S. 195 of the Act
A.Y. : 2006-07. Dated :
17-12-2007
Issue :
Whether reimbursement of expenses incurred by
non-resident promoters prior to their participation in joint venture company is
subject to tax deduction u/s.195 of the Act ?
Facts :
The assessee-company was a joint venture company
established for development of international airport at Bangalore, having equity
participation from certain non-resident companies, which were also the promoters
of the assessee. The non-resident promoters had incurred various expenses
towards technical and other consultations. These consultations were undertaken
outside India prior to the award of the contract to the non-resident promoters
and payments were also made by the non-resident promoters outside India. The
shareholders’ agreement pertaining to the assessee-company provided for
reimbursement of development cost to the promoters. In pursuance thereof, the
Board of Directors of the assessee-company passed a resolution to the effect
that “The offshore expenses shall be advanced by private promoters. All
expenses will be reimbursed and capitalised after financial close“. The
reimbursement of the expenses was to be limited to 50%. Accordingly, the
assessee-company reimbursed 50% of the expenses to the non-resident promoters.
In his order u/s.195 of
the Act, the AO had accepted the fact that the amount was being paid much after
the incurring of the expenses by the promoters. However, since the expenses
included element of technical services and since they were incurred after the
execution of shareholders agreement, he was of the opinion that tax should have
been deducted or should be deducted. In this context, the assessee-company
brought to the attention of the AO the decision in Hyder Consulting Ltd., In
re (1999) 236 ITR 640 (AAR) and also contending that reimbursement of
expenses in no way involves any element of profit and further since the expenses
were incurred by the non-resident in respect of services rendered by another
non-resident outside India, TDS provisions were not attracted. The AO, however,
did not accept this contention and concluded as follows and proceeded to compute
the tax to be withheld by the assessee-company.
(a) The foreign
shareholders of the applicant company had provided certain services to the
applicant company.
(b) The contention
that part of these services were obtained from other parties is of no
consequence.
(c) All these services
which are proposed to be paid for by the applicant company now, have been
utilised by the applicant company in India.
(d) All these services
called by the applicant as ‘consultancy services’ fall squarely within the
meaning of fees for technical services, as provided for in Article 12 of both
the relevant DTAAs as also the IT Act.
(e) Thus, the
consideration payable for such services is chargeable to tax, even if its
nomenclature is ‘reimbursement’, as the income is deemed to accrue or arise in
India.
(f) Hence, withholding
provisions of S. 195 are clearly invoked.
(g) The rate of
withholding tax is 10% as per the respective DTAAs, in view of the fact that
it is the rate beneficial to the payees.
(h) The above
conclusions, based on the facts and information as provided by the applicant,
are to be seen in the context of S. 195 of the IT Act. The provisions of S.

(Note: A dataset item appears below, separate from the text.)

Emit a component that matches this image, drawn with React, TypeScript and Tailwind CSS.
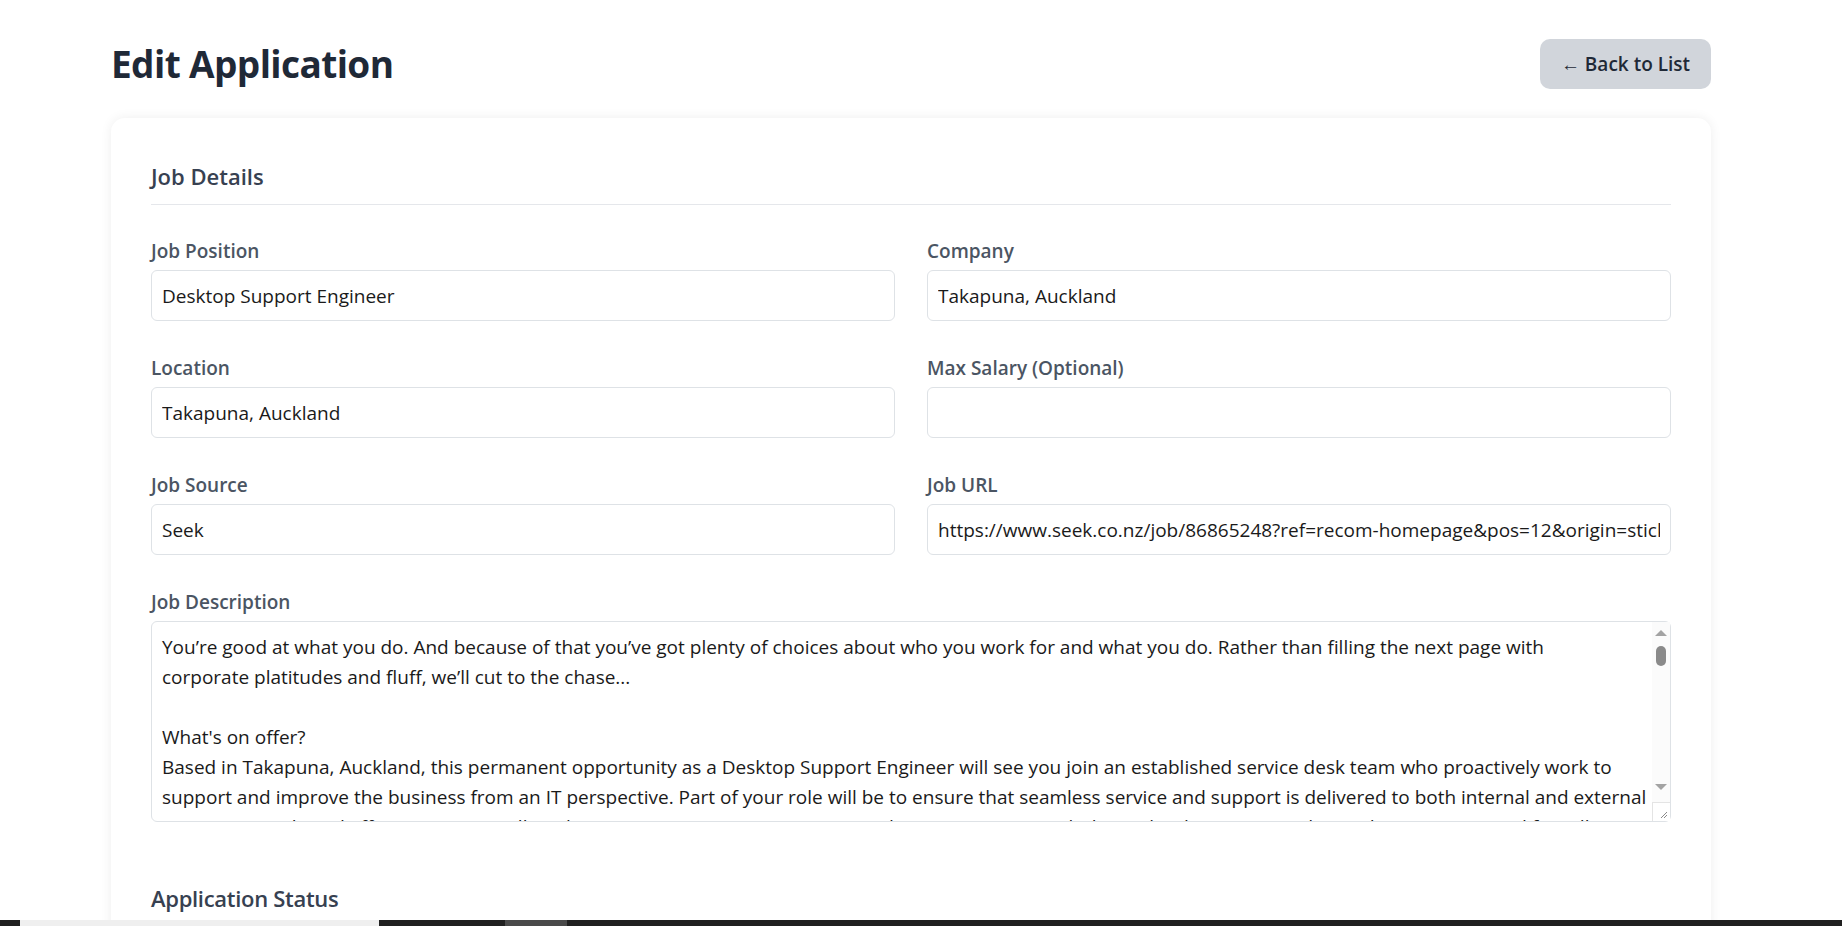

195 are necessarily summary and are only for the purpose of determining the
issue and quantum of withholding tax. It follows that the said tentative
conclusion is subject to the test of final determination at the stage of
assessment.
In appeal by the assessee-company, the CIT(A) noted
the agreement and arrangement between the share-holders and also the arguments
of the assessee-company. CIT(A) did not dispute assessee-company’s claim of it
being a case of reimbursement of expenses and also that the reimbursement was
only to the extent of 50% of the actual expenses. However, observing as follows,
he held that the AO was justified in his conclusions :
(i) The nature of
services are such as would be prima facie covered by the definition of
FTS in IT Act as well as respective DTAAs.
(ii) Adequate support
in respect of quantification of costs reimbursed has not been furnished by the
appellant.
In appeal before the Tribunal, the Tribunal noted that the expenses were incurred by the non-residents out of India in their capacity as promoters and at the relevant time, S. 5 or S. 9 was not applicable, since it was not a payment by a resident to a non-resident. The payment by the assessee-company to the non-resident promoters was a case of reimbursement of expenses incurred and such reimbursement was limited to 50%, which could not be equated to amount paid for technical services. As such it would not involve any profit element. The expenses were incurred to ascertain the feasibility and viability of the project for the promoters to decide whether to participate in the project. One of the bidders whose bid was not accepted had also incurred certain expenses, 50% of which were reimbursed and the Department had permitted such reimbursement without any TDS. The Tribunal noted that there was no difference between the bidder whose bid was not accepted and the bidder whose bid was accepted.
Held:
The Tribunal held that on facts and circumstances, the reimbursement of 50% of the expenses incurred by the non-resident promoters outside India did not attract provisions of S. 195(2) of the Act.